Be Your Age (1926)
8/10
Aged to perfection
11 August 2010
Warning: Spoilers
Charley Chase's perennial comic formula tended to be to take a embarrassing but fairly basic situation and slowly develop it into a more and more unbearably embarrassing one for his hapless main character over time. "Be Your Age" is slightly different in that instead of going bigger and bigger with the humiliation for Charley, it develops it into a number of funny set-pieces, while letting the fact that here Charley's character is established as hopelessly bashful amplify the comedy.

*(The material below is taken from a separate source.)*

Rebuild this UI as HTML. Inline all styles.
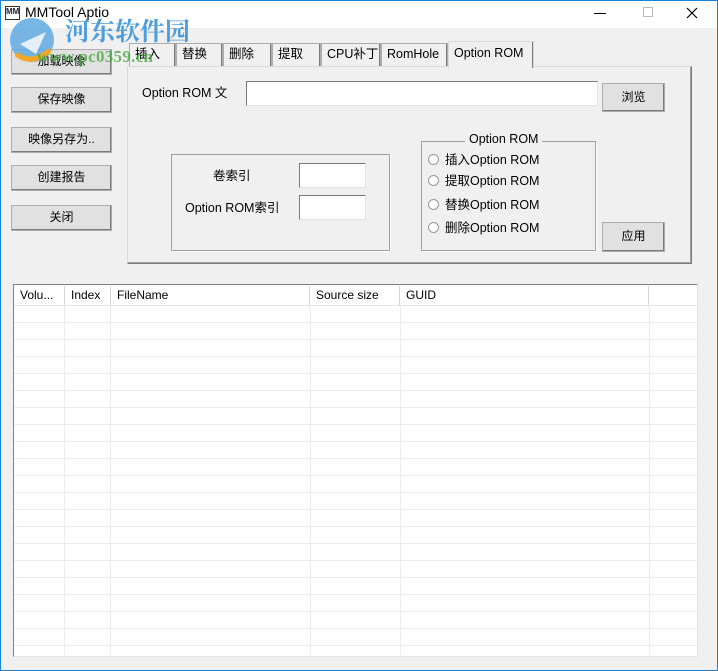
<!DOCTYPE html>
<html><head><meta charset="utf-8"><style>
*{box-sizing:border-box;margin:0;padding:0}
body{width:718px;height:671px;position:relative;overflow:hidden;background:#f0f0f0;font-family:"Liberation Sans","Noto Sans CJK SC",sans-serif;font-size:12px;color:#000}
.a{position:absolute}
.win{left:0;top:0;width:718px;height:671px;border:1px solid #1883d7}
.title{left:1px;top:1px;width:716px;height:27px;background:#fff}
.btn{position:absolute;background:#e1e1e1;border:1px solid #adadad;box-shadow:inset -1px -1px 0 #7a7a7a;text-align:center;font-size:12px}
.tab{position:absolute;top:43px;height:23px;border:1px solid #adadad;border-bottom:none;background:#f0f0f0;font-size:12.5px;padding-left:5px;line-height:20px;box-shadow:inset -1px 0 0 #7a7a7a}
.edit{position:absolute;background:#fff;border:1px solid #7a7a7a;border-right-color:#e3e3e3;border-bottom-color:#e3e3e3}
.grp{position:absolute;border:1px solid #a0a0a0;box-shadow:1px 1px 0 #fff}
.rad{position:absolute;left:428px;width:11px;height:11px;border-radius:50%;border:1px solid #999;background:#fff}
.rl{position:absolute;left:445px;font-size:12.5px}
.hd{position:absolute;top:286px;height:19px;border-right:1px solid #d5d5d5;font-size:12px;padding-left:6px;line-height:19px;background:#fff}
.vl{position:absolute;top:305px;height:350px;width:1px;background:#ececec}
</style></head><body>
<div class="a win"></div>
<div class="a title"></div>
<div class="a" style="left:5px;top:6px;width:15px;height:14px;border:1px solid #333;font-size:8px;line-height:10px;font-weight:bold;color:#223">MM</div>
<div class="a" style="left:25px;top:4px;font-size:14px">MMTool Aptio</div>
<div class="a" style="left:594px;top:13px;width:12px;height:1px;background:#000"></div>
<div class="a" style="left:643px;top:7px;width:10px;height:10px;border:1px solid #bbb"></div>
<svg class="a" style="left:686px;top:7px" width="12" height="12"><path d="M1 1L11 11M11 1L1 11" stroke="#000" stroke-width="1.2"/></svg>

<!-- left buttons -->
<div class="btn" style="left:11px;top:49px;width:101px;height:26px;line-height:22px">加载映像</div>
<div class="btn" style="left:11px;top:87px;width:101px;height:26px;line-height:22px">保存映像</div>
<div class="btn" style="left:11px;top:127px;width:101px;height:26px;line-height:22px">映像另存为..</div>
<div class="btn" style="left:11px;top:165px;width:101px;height:26px;line-height:22px">创建报告</div>
<div class="btn" style="left:11px;top:205px;width:101px;height:26px;line-height:22px">关闭</div>

<!-- tabs -->
<div class="tab" style="left:129px;width:47px">插入</div>
<div class="tab" style="left:176px;width:47px">替换</div>
<div class="tab" style="left:223px;width:49px">删除</div>
<div class="tab" style="left:272px;width:49px">提取</div>
<div class="tab" style="left:321px;width:60px">CPU补丁</div>
<div class="tab" style="left:381px;width:67px">RomHole</div>
<div class="a" style="left:127px;top:66px;width:565px;height:198px;border:1px solid #d9d9d9;border-right-color:#7a7a7a;border-bottom-color:#7a7a7a;box-shadow:inset -1px -1px 0 #a0a0a0;background:#f0f0f0"></div>
<div class="tab" style="left:448px;top:41px;height:27px;width:86px;border-color:#d9d9d9;line-height:22px">Option ROM</div>

<div class="a" style="left:142px;top:82px;font-size:12.5px">Option ROM 文</div>
<div class="edit" style="left:246px;top:81px;width:352px;height:25px"></div>
<div class="btn" style="left:602px;top:83px;width:63px;height:29px;line-height:26px">浏览</div>

<div class="grp" style="left:171px;top:154px;width:219px;height:97px"></div>
<div class="a" style="left:213px;top:165px;font-size:12.5px">卷索引</div>
<div class="a" style="left:185px;top:197px;font-size:12.5px">Option ROM索引</div>
<div class="edit" style="left:299px;top:163px;width:67px;height:25px"></div>
<div class="edit" style="left:299px;top:195px;width:67px;height:25px"></div>

<div class="grp" style="left:421px;top:141px;width:175px;height:110px"></div>
<div class="a" style="left:465px;top:132px;padding:0 4px;background:#f0f0f0;font-size:12.5px">Option ROM</div>
<div class="rad" style="top:154px"></div><div class="rl" style="top:149px">插入Option ROM</div>
<div class="rad" style="top:175px"></div><div class="rl" style="top:170px">提取Option ROM</div>
<div class="rad" style="top:199px"></div><div class="rl" style="top:194px">替换Option ROM</div>
<div class="rad" style="top:222px"></div><div class="rl" style="top:217px">删除Option ROM</div>
<div class="btn" style="left:602px;top:222px;width:63px;height:30px;line-height:27px">应用</div>

<!-- list -->
<div class="a" style="left:13px;top:284px;width:685px;height:373px;border:1px solid #828282;border-right-color:#e3e3e3;border-bottom-color:#e3e3e3;background:#fff"></div>
<div class="a" style="left:14px;top:285px;width:683px;height:21px;background:#fff;border-bottom:1px solid #e5e5e5"></div>
<div class="hd" style="left:14px;width:51px">Volu...</div>
<div class="hd" style="left:65px;width:46px">Index</div>
<div class="hd" style="left:111px;width:199px">FileName</div>
<div class="hd" style="left:310px;width:90px">Source size</div>
<div class="hd" style="left:400px;width:249px">GUID</div>
<div class="vl" style="left:64px"></div>
<div class="vl" style="left:110px"></div>
<div class="vl" style="left:310px"></div>
<div class="vl" style="left:400px"></div>
<div class="vl" style="left:649px"></div>
<div class="a" style="left:14px;top:306px;width:683px;height:349px;background:repeating-linear-gradient(to bottom,transparent 0,transparent 16px,#ececec 16px,#ececec 17px)"></div>

<!-- watermark on top -->
<svg class="a" style="left:6px;top:14px" width="56" height="50"><circle cx="26" cy="26" r="22" fill="#5fa9e0" opacity=".85"/><path d="M14 30 L40 18 L30 40 Z" fill="#fff" opacity=".8"/><path d="M10 40 Q26 52 44 36" stroke="#f5a623" stroke-width="5" fill="none"/></svg>
<div class="a" style="left:65px;top:12px;font-size:25px;font-weight:bold;color:#3d93d9;font-family:'Noto Serif CJK SC','Noto Sans CJK SC',serif;opacity:.9">河东软件园</div>
<div class="a" style="left:37px;top:47px;font-size:17px;font-weight:bold;color:#4aaa44;font-family:'Liberation Serif',serif;opacity:.8;letter-spacing:.3px">www.pc0359.cn</div>
</body></html>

It works; the situation -- in which Charley must raise a large sum of money quickly for his family, and is pressured by his boss into marrying an unappealing rich widow to do it -- is funny in itself, and the situations are seriously augmented by Chase's playing of the "bashful" angle of his character seldom works as well as here. There's an undercurrent of dark comedy to the reasons for his having to make the money (the absurdly catastrophic list of things that has happened to his family is actually one of the best gags) and Charley's obvious disgust at having to marry such an older woman that works well too.

Oliver Hardy, not far off from fame as a team with Stan Laurel, is here in a small part as a spoiled man-boy. He doesn't get as much to do as in other Charley Chase comedies where he provides support, but he does get one very funny seen where he is mistaken behind a bush for his mother the widow. The finale in which Charley improvises a flamenco dancer costume to avoid his prospective fiancée is a blast, and charmingly, he ends up getting the girl he wants -- albeit by pure accident.